As it turns out, I was in Vegas all this week, at one of those terrible sales conferences I’m forced to attend once or twice a year. When I go to Vegas I sort of “lose time.” I enter the conference hotel which is akin to Biosphere and I don’t come out again until it’s time to go home. I’m surprised the sky doesn’t freak me out after not seeing it for 5 days… Other than sports (Go Cubs!) I don’t manage to keep up with current events. Massive earthquakes could swallow New York and LA, the zombie apocalypse could begin, the Faces could reunite and I’d likely be oblivious to all of it. I got up in the early hours yesterday to flee Vegas like a card-counter when I finally had time to check out what’s been happening this week. It appears Mr. Dylan has been utterly silent about his Nobel Award and the Swedes are pissed off about it. There was a brief mention of the Award on Dylan’s website but almost as quickly as it appeared, it disappeared. No one knows if he’s even going to show up to accept the Award. He simply hasn’t acknowledged it. Even the New York Times published an Op-Ed entitled “What Does Dylan’s Silence on the Nobel Prize Mean?” Good luck figuring that out, pal.
I have to ask the question at this point… Is anybody surprised by this response from Dylan. I certainly am not. He’s been surprising us his whole career. To review…
After releasing two of the greatest folk albums of all time, chock full of protest tunes, “The Freewheelin’ Bob Dylan” and “The Times They Are A-Changing,” Dylan released “Another Side of Bob Dylan” which, while still “folky” wasn’t really a protest, folk album. I read a review that called it a rock and roll album without any of the instrumentation. I know that had to throw his loyal, beatnik following for a loop back then.
On the heels of that he turns electric at Newport, backed by members of the intrepid Paul Butterfield Blues Band (I’ve got to write something about Michael Bloomfield sometime…) and once again his fans are freaked out. He then records a series of world changing masterpieces (“Bringing It All Back Home,” “Highway 61 Revisited,” and “Blonde On Blonde”) of which the first two had acoustic halves but “Blonde…” was full on blues rock. At one point during all this, backed by the musicians who became The Band, Dylan was booed and called Judas by his “adoring fans.”
After a period in the wilderness where he created country-rock (“Nashville Skyline,” another surprise) and the tremendous comeback of “Blood On The Tracks” and “Desire” Dylan turns everything upside down by going through his “Christian period.” The voice of the counterculture in the 60’s becomes a bible thumping, religious zealot, going so far as to preach about Jesus from the stage of his concerts. You have to admit, the guy has balls.
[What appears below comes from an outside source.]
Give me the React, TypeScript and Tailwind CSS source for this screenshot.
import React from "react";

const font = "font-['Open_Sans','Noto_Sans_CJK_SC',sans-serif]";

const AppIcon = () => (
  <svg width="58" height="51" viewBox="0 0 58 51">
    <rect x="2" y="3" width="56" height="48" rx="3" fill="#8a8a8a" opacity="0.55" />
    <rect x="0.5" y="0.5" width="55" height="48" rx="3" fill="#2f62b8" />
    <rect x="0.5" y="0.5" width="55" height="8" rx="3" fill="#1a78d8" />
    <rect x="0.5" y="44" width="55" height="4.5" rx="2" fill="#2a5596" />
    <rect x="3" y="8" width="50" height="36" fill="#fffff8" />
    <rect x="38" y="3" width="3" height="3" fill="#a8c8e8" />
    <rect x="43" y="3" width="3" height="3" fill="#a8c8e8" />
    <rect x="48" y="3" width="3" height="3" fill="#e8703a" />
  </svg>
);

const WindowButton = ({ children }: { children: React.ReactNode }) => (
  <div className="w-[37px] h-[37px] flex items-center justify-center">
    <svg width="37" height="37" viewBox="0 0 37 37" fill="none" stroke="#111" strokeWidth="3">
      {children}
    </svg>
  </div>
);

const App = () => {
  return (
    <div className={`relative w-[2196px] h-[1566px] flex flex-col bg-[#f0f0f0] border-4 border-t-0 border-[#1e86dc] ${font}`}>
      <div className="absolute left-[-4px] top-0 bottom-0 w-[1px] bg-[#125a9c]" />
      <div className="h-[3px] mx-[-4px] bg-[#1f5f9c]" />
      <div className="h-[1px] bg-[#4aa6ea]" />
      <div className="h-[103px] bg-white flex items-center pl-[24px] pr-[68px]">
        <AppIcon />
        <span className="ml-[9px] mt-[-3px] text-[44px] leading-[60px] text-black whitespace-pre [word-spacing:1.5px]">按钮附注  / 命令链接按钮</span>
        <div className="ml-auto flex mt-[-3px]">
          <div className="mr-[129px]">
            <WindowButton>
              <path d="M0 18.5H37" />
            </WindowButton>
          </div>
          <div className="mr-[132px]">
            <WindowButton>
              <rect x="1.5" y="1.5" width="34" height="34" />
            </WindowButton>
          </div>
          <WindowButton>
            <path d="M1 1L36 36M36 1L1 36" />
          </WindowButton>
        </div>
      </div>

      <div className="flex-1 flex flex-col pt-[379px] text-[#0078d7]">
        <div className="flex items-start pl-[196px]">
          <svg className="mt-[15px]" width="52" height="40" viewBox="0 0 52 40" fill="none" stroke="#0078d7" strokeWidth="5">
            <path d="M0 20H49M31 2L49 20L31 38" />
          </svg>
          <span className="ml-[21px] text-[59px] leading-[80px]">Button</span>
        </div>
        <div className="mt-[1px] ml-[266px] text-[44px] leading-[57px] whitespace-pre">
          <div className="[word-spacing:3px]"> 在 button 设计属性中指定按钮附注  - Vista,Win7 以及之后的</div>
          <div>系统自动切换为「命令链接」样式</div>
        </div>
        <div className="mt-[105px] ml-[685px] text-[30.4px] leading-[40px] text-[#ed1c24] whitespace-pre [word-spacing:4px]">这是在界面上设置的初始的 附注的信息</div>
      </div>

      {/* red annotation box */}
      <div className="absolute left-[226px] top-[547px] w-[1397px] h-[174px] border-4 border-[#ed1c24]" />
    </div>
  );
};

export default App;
After everyone in the world thought that Dylan’s career and creativity were long dead he launches a late career renaissance with “Time Out of Mind.” He had a string of records after that that were great, great records. I urge all of you to check out “Modern Times” and “Love and Theft” at the very least.
A few years ago the man did a Victoria Secrets commercial. From “Christian period” to hawking bras. Who saw that coming? The man has put on some of the most confounding concerts of anybody since Elvis. I saw him a few years ago with Merle Haggard and Hags blew him off the stage. Dylan stood at the keyboards, staring vacantly into the crowd. Even I, who am a fanatic about Dylan, had to struggle to name the songs he was playing. More recently he’s put out two Frank Sinatra cover albums. The greatest song writer in the history of music, who has won a fucking Nobel Prize, is doing the great American songbook in a sleepy, bar band, saloon style.
The man has been confounding and confusing us for his entire career. And now the Swedes are pissed off? Come on guys, what did you expect? A conventional response? A humbled Dylan showing up in a tuxedo to give a speech. As a true artist, the man has never allowed himself to be confined to the expectations of his fans, the Nobel committee, or anybody else. And frankly, when you think about it, that’s a pretty Rock And Roll thing to do.
Rage on in your silence Mr. Dylan. At this point, I’d be disappointed if he showed up.